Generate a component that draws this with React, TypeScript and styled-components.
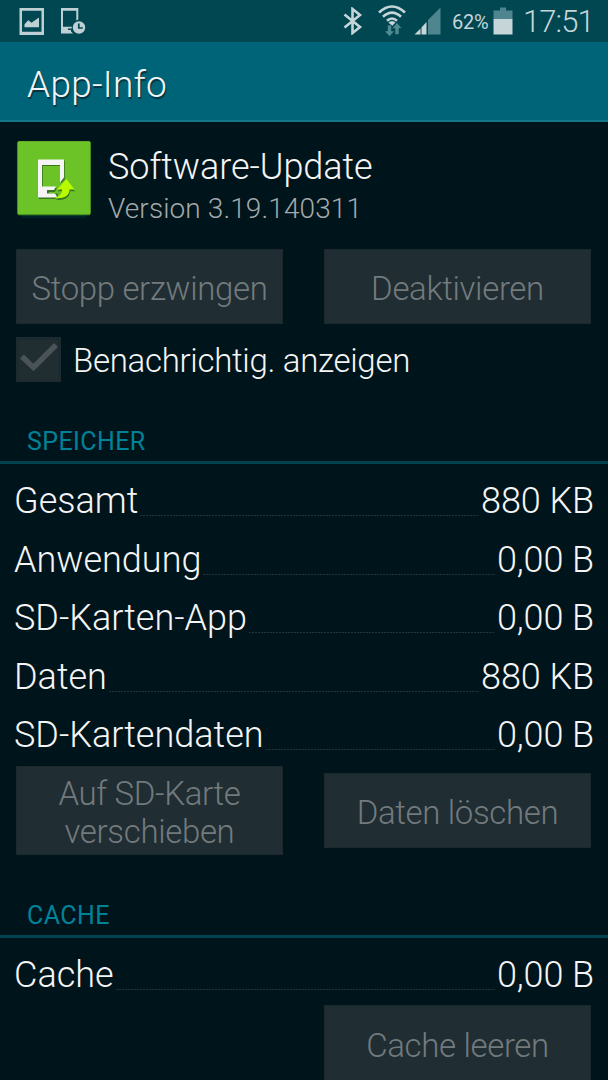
import React from 'react';
import styled, { createGlobalStyle } from 'styled-components';

const Global = createGlobalStyle`
  * { box-sizing: border-box; }
  body { margin: 0; background: #00141b; }
`;

const Screen = styled.div`
  width: 608px;
  height: 1080px;
  overflow: hidden;
  display: flex;
  flex-direction: column;
  background: #00141b;
  color: #f5f5f5;
  font-family: Roboto, sans-serif;
  font-weight: 300;
  white-space: nowrap;
`;

const StatusBar = styled.div`
  height: 42px;
  flex: none;
  display: flex;
  align-items: center;
  justify-content: space-between;
  padding: 0 14px 0 18px;
  background: #004752;
  color: #c5d5d8;
`;

const StatusGroup = styled.div`
  display: flex;
  align-items: center;
  height: 42px;
`;

const Percent = styled.span`
  margin-left: 10px;
  width: 37px;
  padding-top: 1px;
  font-size: 20px;
  line-height: 24px;
  font-weight: 400;
  letter-spacing: -0.2px;
`;

const Clock = styled.span`
  margin-left: 10px;
  width: 71px;
  padding-top: 1px;
  font-size: 31px;
  line-height: 36px;
  letter-spacing: -0.9px;
`;

const Header = styled.header`
  height: 80px;
  flex: none;
  padding: 0 27px;
  display: flex;
  align-items: center;
  background: #006478;
  border-bottom: 2px solid #147889;
  text-shadow: 1px 2px 1px rgba(0, 30, 40, 0.7);
`;

const Fitted = styled.span<{ $ls?: number }>`
  letter-spacing: ${(p) => p.$ls ?? 0}px;
`;

const Title = styled(Fitted)`
  font-size: 37px;
  line-height: 44px;
  padding-top: 7px;
`;

const AppHeader = styled.section`
  height: 126px;
  flex: none;
  display: flex;
  align-items: flex-start;
  padding: 19px 16px 0 17px;
`;

const AppText = styled.div`
  display: flex;
  flex-direction: column;
  margin-left: 17px;
  padding-top: 5px;
`;

const AppName = styled(Fitted)`
  font-size: 36px;
  line-height: 42px;
`;

const Version = styled(Fitted)`
  font-size: 28px;
  line-height: 34px;
  margin-top: 4px;
  color: #a3a9aa;
`;

const ButtonRow = styled.div<{ $height: number; $end?: boolean }>`
  height: ${(p) => p.$height}px;
  flex: none;
  display: flex;
  align-items: center;
  justify-content: ${(p) => (p.$end ? 'flex-end' : 'space-between')};
  padding: 0 17px 0 16px;
`;

const ActionButton = styled.button<{ $height?: number }>`
  width: 267px;
  height: ${(p) => p.$height ?? 75}px;
  padding: 4px 0 0;
  border: 1px solid #1b282c;
  background: #202d32;
  color: #727a7d;
  font: 300 33px/38px Roboto, sans-serif;
  letter-spacing: -0.35px;
  text-align: center;
`;

const CheckRow = styled.label`
  height: 69px;
  flex: none;
  display: flex;
  align-items: center;
  padding: 0 16px;
  gap: 12px;
  font-size: 33px;
  line-height: 40px;
`;

const CheckLabel = styled(Fitted)`
  padding-top: 2px;
`;

const SectionTitle = styled.h2<{ $height: number; $ls?: number }>`
  height: ${(p) => p.$height}px;
  flex: none;
  margin: 0;
  padding: 0 27px 4px;
  display: flex;
  align-items: flex-end;
  border-bottom: 3px solid #00434f;
  color: #008299;
  font-size: 25px;
  line-height: 30px;
  font-weight: 400;
  letter-spacing: ${(p) => p.$ls ?? 0}px;
`;

const List = styled.div<{ $bottom: number }>`
  flex: none;
  padding: 7px 14px ${(p) => p.$bottom}px;
`;

const Row = styled.div`
  height: 58.5px;
  display: flex;
  align-items: flex-start;
  font-size: 36px;
  line-height: 60px;
`;

const Leader = styled.i`
  flex: 1;
  margin: 44px 2px 0;
  height: 1px;
  background: repeating-linear-gradient(90deg, #213238 0 2px, #06191f 2px 3px);
`;

const PictureIcon = () => (
  <svg width="26" height="28" viewBox="0 0 26 28">
    <path fill="#bfd0d4" fillRule="evenodd" d="M1.500 1h25v27h-25zM4 3.800v21h19.500v-21z" />
    <path fill="#bfd0d4" d="M6.500 20.300v-3l3.800-4 3.200 2.400 7.500-5.200v9.800z" />
  </svg>
);

const DeviceClockIcon = () => (
  <svg width="26" height="28" viewBox="0 0 26 28" style={{ marginLeft: 16 }}>
    <path fill="#bfd0d4" fillRule="evenodd" d="M1 1h17.300v11.500l-2 1V3.800H3v16h9l-.5 1.700H8v1.500h3v1.500l2 2H1z" />
    <circle cx="19" cy="20.500" r="6.200" fill="#bfd0d4" />
    <path d="M18.800 16.500v4.500h4" fill="none" stroke="#004752" strokeWidth="1.700" />
  </svg>
);

const BluetoothIcon = () => (
  <svg width="20" height="28" viewBox="0 0 20 28">
    <path d="M1.500 7.500L17 20l-7.500 6V2L17 8 1.500 20.500" fill="none" stroke="#c5d5d8" strokeWidth="2.600" />
  </svg>
);

const WifiIcon = () => (
  <svg width="28" height="32" viewBox="0 0 28 32" style={{ marginLeft: 15 }}>
    <g fill="none" stroke="#c5d5d8" strokeWidth="2.600">
      <path d="M1 7.500Q14-4.500 27 7.500" />
      <path d="M5 11.800Q14 3.500 23 11.800" />
      <path d="M9 15.800Q14 11.200 19 15.800" />
    </g>
    <path d="M10.500 17.500Q14 14.500 17.500 17.500L14 21z" fill="#c5d5d8" />
    <path d="M9.500 20h4v6h3l-5 5.500-5-5.500h3z" fill="#528a93" stroke="#004752" strokeWidth=".6" />
    <path d="M17 29.500h4v-6h3L19 17.500l-5 6h3z" fill="#528a93" stroke="#004752" strokeWidth=".6" />
  </svg>
);

const SignalIcon = () => (
  <svg width="28" height="28" viewBox="0 0 28 28" style={{ marginLeft: 8 }}>
    <path d="M0.500 27.500l6-6v6z M7.500 27.500v-7l5-5.500v12.500z" fill="#c5d5d8" />
    <path d="M14 27.500V13L26.500 .5v27z" fill="#4e858e" />
  </svg>
);

const BatteryIcon = () => (
  <svg width="20" height="28" viewBox="0 0 20 28" style={{ marginLeft: 4 }}>
    <path d="M.5 3.500H7V.5h6v3h6.500V12H.5z" fill="#4e858e" />
    <path d="M.5 12h19v15.500H.5z" fill="#c5d5d8" />
  </svg>
);

const UpdateIcon = () => (
  <svg width="74" height="80" viewBox="0 0 74 80">
    <rect x="5" y="73" width="64" height="4" fill="#00232b" />
    <rect x=".5" y=".3" width="73" height="74" rx="1.500" fill="#4a951f" />
    <rect x=".5" y=".3" width="73" height="72.700" rx="1.500" fill="#6cc327" />
    <path d="M21 18.500h26v19l-4 4V24H25v22h14l-2 4h-6v1.500h9v3l-3 2.500H21z" fill="#39751c" transform="translate(.8 1)" />
    <path fillRule="evenodd" d="M21 18.500h26v18l-4 5V24H25v21.500h14l-2 3.500h-7v3.500h8l2 3-2 1H21z" fill="#f5f5f5" />
    <path d="M49.500 38.500l8 10.500h-5c0 6-5 9.700-15 8.300 5-1 7.500-4 7.500-8.300h-5z" fill="#39751c" transform="translate(.5 1.300)" />
    <path d="M49.500 38l8 10.500h-5c0 6-5 9.700-15 8.300 5-1 7.500-4 7.500-8.300h-5z" fill="#b9fa00" />
  </svg>
);

const CheckBox = () => (
  <svg width="45" height="45" viewBox="0 0 45 45">
    <rect width="45" height="45" fill="#1d2a2f" />
    <rect x="3" y="3" width="39" height="39" fill="#202d31" />
    <path d="M6 19.500L17.500 30.500 40 8" fill="none" stroke="#4a5458" strokeWidth="5.500" />
  </svg>
);

const storage = [
  { label: 'Gesamt', value: '880 KB' },
  { label: 'Anwendung', value: '0,00 B' },
  { label: 'SD-Karten-App', value: '0,00 B' },
  { label: 'Daten', value: '880 KB' },
  { label: 'SD-Kartendaten', value: '0,00 B' },
];

const SizeRow = ({ label, value }: { label: string; value: string }) => (
  <Row>
    <Fitted>{label}</Fitted>
    <Leader />
    <Fitted $ls={-0.1}>{value}</Fitted>
  </Row>
);

export default function App() {
  return (
    <Screen>
      <Global />
      <StatusBar>
        <StatusGroup>
          <PictureIcon />
          <DeviceClockIcon />
        </StatusGroup>
        <StatusGroup>
          <BluetoothIcon />
          <WifiIcon />
          <SignalIcon />
          <Percent>62%</Percent>
          <BatteryIcon />
          <Clock>17:51</Clock>
        </StatusGroup>
      </StatusBar>
      <Header>
        <Title $ls={0.25}>App-Info</Title>
      </Header>
      <AppHeader>
        <UpdateIcon />
        <AppText>
          <AppName $ls={-0.05}>Software-Update</AppName>
          <Version $ls={0.1}>Version 3.19.140311</Version>
        </AppText>
      </AppHeader>
      <ButtonRow $height={77}>
        <ActionButton>Stopp erzwingen</ActionButton>
        <ActionButton>Deaktivieren</ActionButton>
      </ButtonRow>
      <CheckRow>
        <CheckBox />
        <CheckLabel $ls={-0.3}>Benachrichtig. anzeigen</CheckLabel>
      </CheckRow>
      <SectionTitle $height={70} $ls={0.4}>SPEICHER</SectionTitle>
      <List $bottom={2}>
        {storage.map((r) => (
          <SizeRow key={r.label} {...r} />
        ))}
      </List>
      <ButtonRow $height={90}>
        <ActionButton $height={89}>
          Auf SD-Karte
          <br />
          verschieben
        </ActionButton>
        <ActionButton>Daten löschen</ActionButton>
      </ButtonRow>
      <SectionTitle $height={82} $ls={0.4}>CACHE</SectionTitle>
      <List $bottom={2}>
        <SizeRow label="Cache" value="0,00 B" />
      </List>
      <ButtonRow $height={77} $end>
        <ActionButton $height={77}>Cache leeren</ActionButton>
      </ButtonRow>
    </Screen>
  );
}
+-------+
WORK TO DO: Copy every line in the listing above where the string "components" turns up.

FINISHED EXERCISE:
Generate a component that draws this with React, TypeScript and styled-components.
import styled, { createGlobalStyle } from 'styled-components';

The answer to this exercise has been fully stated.